Should a father or mother say, “I myself do not know these mysteries,” can such an excuse be admitted? Can one sin excuse another? If you are ignorant of these mysteries, you are obliged to learn them, and afterwards to teach them to your children. At least send your children to a worthy catechist. What a miserable thing to see so many parents who are unable to instruct their children in the most necessary truths of the Faith. Instead of sending their sons and daughters to Christian doctrine, they employ them in occupations of little account. When the children are grown up, they do not know what is meant by mortal sin, by Hell, or eternity. They do not even know the Creed, the “Our Father,” or the “Hail Mary,” which every Christian is bound to learn under pain of mortal sin.
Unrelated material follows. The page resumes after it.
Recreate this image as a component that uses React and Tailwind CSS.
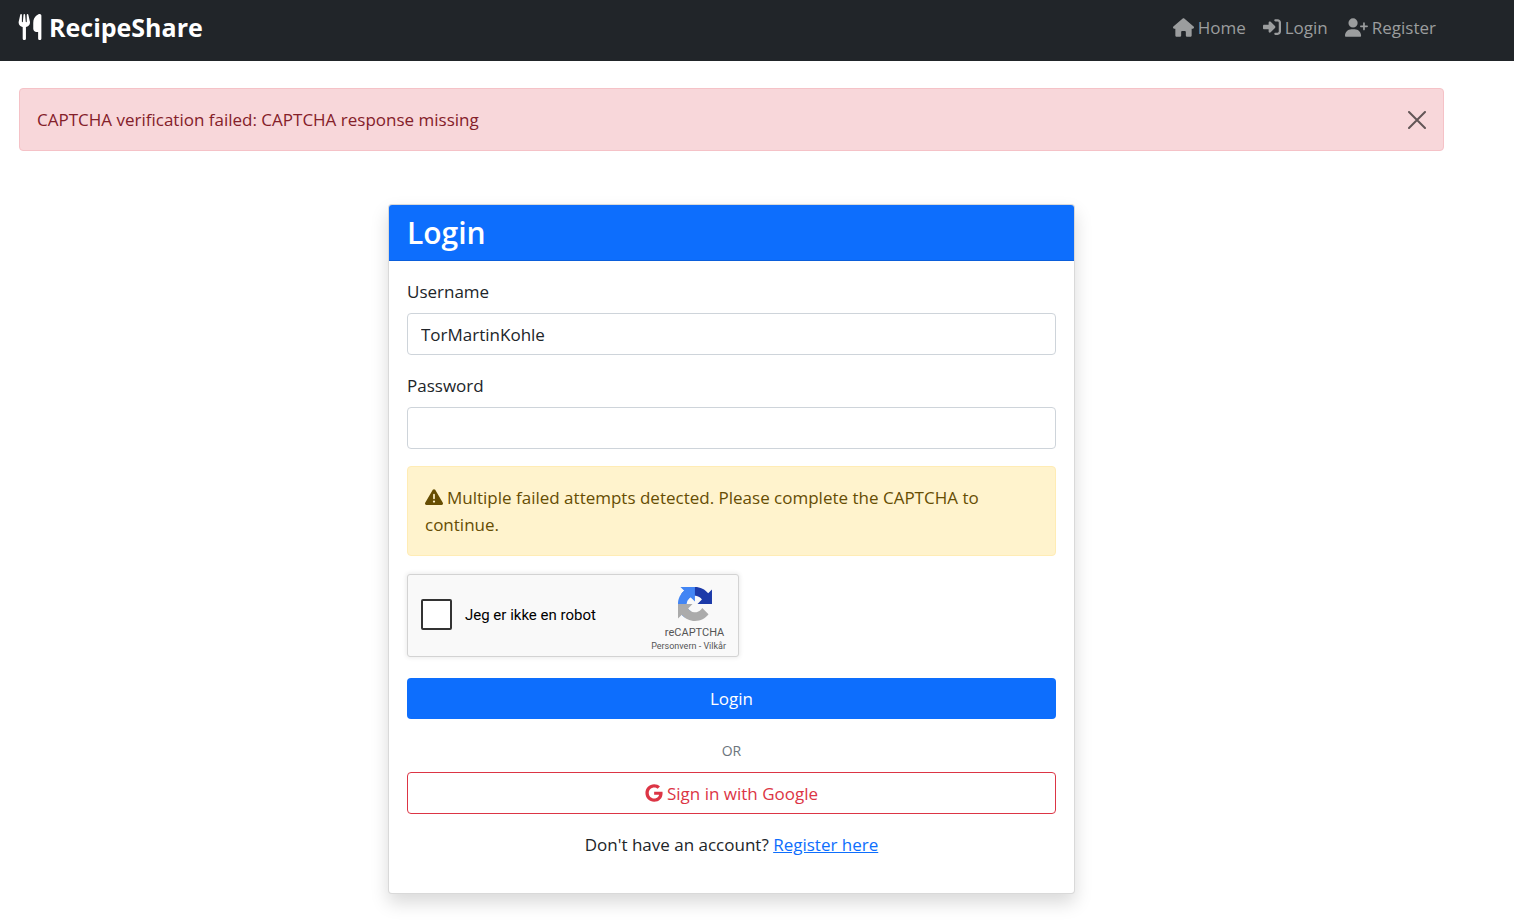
import {
  FaGoogle,
  FaHouse,
  FaRightToBracket,
  FaTriangleExclamation,
  FaUserPlus,
  FaUtensils,
} from 'react-icons/fa6';

function NavLink({ icon: Icon, iconSize, children }) {
  return (
    <a href="#" className="flex items-center gap-1 text-[#9b9d9e] hover:text-white">
      <Icon className={iconSize} aria-hidden="true" />
      {children}
    </a>
  );
}

function Navbar() {
  return (
    <header className="bg-[#212529]">
      <div className="flex h-[61px] max-w-[1463px] items-center justify-between pr-[27px] pb-[7px] pl-[17px]">
        <a href="#" className="flex items-center gap-[6px] text-[25px] leading-9 font-bold text-white">
          <FaUtensils className="size-[26px]" aria-hidden="true" />
          RecipeShare
        </a>
        <nav className="flex items-center gap-[17px]">
          <NavLink icon={FaHouse} iconSize="size-[21px]">Home</NavLink>
          <NavLink icon={FaRightToBracket} iconSize="size-[18px]">Login</NavLink>
          <NavLink icon={FaUserPlus} iconSize="size-[23px]">Register</NavLink>
        </nav>
      </div>
    </header>
  );
}

function ErrorAlert() {
  return (
    <div
      role="alert"
      className="flex h-[63px] items-center justify-between rounded border border-[#f5c2c7] bg-[#f8d7da] px-[17px] text-[#842029]"
    >
      <span>CAPTCHA verification failed: CAPTCHA response missing</span>
      <button type="button" aria-label="Close" className="text-black opacity-60">
        <svg viewBox="0 0 18 18" className="size-[18px]" fill="none" stroke="currentColor" strokeWidth="2" strokeLinecap="round">
          <path d="M1 1l16 16M17 1L1 17" />
        </svg>
      </button>
    </div>
  );
}

function Field({ id, label, type, defaultValue }) {
  return (
    <div className="mb-[17px]">
      <label htmlFor={id} className="mb-2 block">
        {label}
      </label>
      <input
        id={id}
        type={type}
        defaultValue={defaultValue}
        className="block h-[42px] w-full rounded border border-[#ced4da] bg-white px-[13px] outline-none focus:border-[#86b7fe]"
      />
    </div>
  );
}

function RecaptchaLogo() {
  return (
    <svg viewBox="0 0 64 64" className="size-[34px]" aria-hidden="true">
      <path
        fill="#1c3aa9"
        d="M64 31.955l-.033-1.37V4.687l-7.16 7.16C50.948 4.674 42.033.093 32.05.093c-10.4 0-19.622 4.96-25.458 12.64l11.736 11.86a15.55 15.55 0 0 1 4.754-5.334c2.05-1.6 4.952-2.906 8.968-2.906.485 0 .86.057 1.135.163 4.976.393 9.288 3.14 11.828 7.124l-8.307 8.307L64 31.953"
      />
      <path
        fill="#4285f4"
        d="M31.862.094l-1.37.033H4.594l7.16 7.16C4.58 13.147 0 22.06 0 32.046c0 10.4 4.96 19.622 12.64 25.458L24.5 45.768a15.55 15.55 0 0 1-5.334-4.754c-1.6-2.05-2.906-4.952-2.906-8.968 0-.485.057-.86.163-1.135.393-4.976 3.14-9.288 7.124-11.828l8.307 8.307L31.86.095"
      />
      <path
        fill="#ababab"
        d="M.001 32.045l.033 1.37v25.898l7.16-7.16c5.86 7.173 14.774 11.754 24.76 11.754 10.4 0 19.622-4.96 25.458-12.64l-11.736-11.86a15.55 15.55 0 0 1-4.754 5.334c-2.05 1.6-4.952 2.906-8.968 2.906-.485 0-.86-.057-1.135-.163-4.976-.393-9.288-3.14-11.828-7.124l8.307-8.307c-10.522.04-22.4.066-27.295-.005"
      />
    </svg>
  );
}

function Recaptcha() {
  return (
    <div className="mb-[21px] flex h-[83px] w-[332px] max-w-full justify-between rounded-[3px] border border-[#d3d3d3] bg-[#f9f9f9] pr-3 pl-[13px] font-[Roboto,sans-serif] shadow-[0_0_4px_1px_rgba(0,0,0,0.08)]">
      <label htmlFor="not-robot" className="flex items-center gap-[13px] pb-[2px] text-[15px] leading-5 text-black">
        <input
          id="not-robot"
          type="checkbox"
          className="size-[31px] appearance-none rounded-xs border-2 border-[#333] bg-white checked:bg-[#4285f4]"
        />
        Jeg er ikke en robot
      </label>
      <div className="flex flex-col items-center pt-3 text-[#555]">
        <div className="flex flex-col items-center pl-3">
          <RecaptchaLogo />
          <span className="mt-1 text-[11px] leading-4">reCAPTCHA</span>
        </div>
        <div className="text-[9px] leading-[10px]">
          <a href="#">Personvern</a> - <a href="#">Vilkår</a>
        </div>
      </div>
    </div>
  );
}

function LoginCard() {
  return (
    <section className="mx-auto mt-[53px] w-full max-w-[687px] rounded border border-black/15 bg-white shadow-[0_9px_18px_rgba(0,0,0,0.15)]">
      <h1 className="flex h-14 items-center rounded-t-[3px] border-b border-[#0b5edb] bg-[#0d6efd] px-[18px] text-[30px] leading-9 font-semibold text-white">
        Login
      </h1>
      <form className="px-[18px] pt-[17px] pb-[35px]" onSubmit={(event) => event.preventDefault()}>
        <Field id="username" label="Username" type="text" defaultValue="TorMartinKohle" />
        <Field id="password" label="Password" type="password" />
        <div role="alert" className="mb-[18px] rounded border border-[#ffecb5] bg-[#fff3cd] px-[17px] py-[17px] text-[#664d03]">
          <FaTriangleExclamation className="mr-1 inline size-[18px] align-[-2px]" aria-hidden="true" />
          Multiple failed attempts detected. Please complete the CAPTCHA to continue.
        </div>
        <Recaptcha />
        <button type="submit" className="h-[41px] w-full rounded bg-[#0d6efd] text-white hover:bg-[#0b5ed7]">
          Login
        </button>
        <p className="mt-5 mb-[9px] text-center text-[14px] leading-6 text-[#6c757d]">OR</p>
        <button
          type="button"
          className="flex h-[42px] w-full items-center justify-center gap-1 rounded border border-[#dc3545] text-[#dc3545]"
        >
          <FaGoogle className="size-[18px]" aria-hidden="true" />
          Sign in with Google
        </button>
        <p className="mt-[17px] text-center">
          Don't have an account?{' '}
          <a href="#" className="text-[#0d6efd] underline">
            Register here
          </a>
        </p>
      </form>
    </section>
  );
}

export default function App() {
  return (
    <div className="min-h-screen bg-white font-['Open_Sans','Noto_Sans',sans-serif] text-[17px] leading-[27px] text-[#212529]">
      <Navbar />
      <main className="max-w-[1463px] px-[19px] pt-[27px] pb-[27px]">
        <ErrorAlert />
        <LoginCard />
      </main>
    </div>
  );
}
Religious parents not only instruct their children in these things, which are the most important, but they also teach them the acts that ought to be made every morning after rising. They teach them first to thank God for having preserved their life during the night; secondly to offer to God all their good actions which they will perform, and all the pains they will suffer during the day; thirdly, to implore of Jesus Christ and Our Most Holy Mother Mary to preserve them from all sin during the day. They teach them to make, every evening, an examination of conscience and an act of contrition. They also teach them to make every day the acts of Faith, Hope and Charity, to recite the Rosary, and to visit the Blessed Sacrament. Endeavor to train them from their infancy to these religious habits, and when they grow up, they will persevere in them.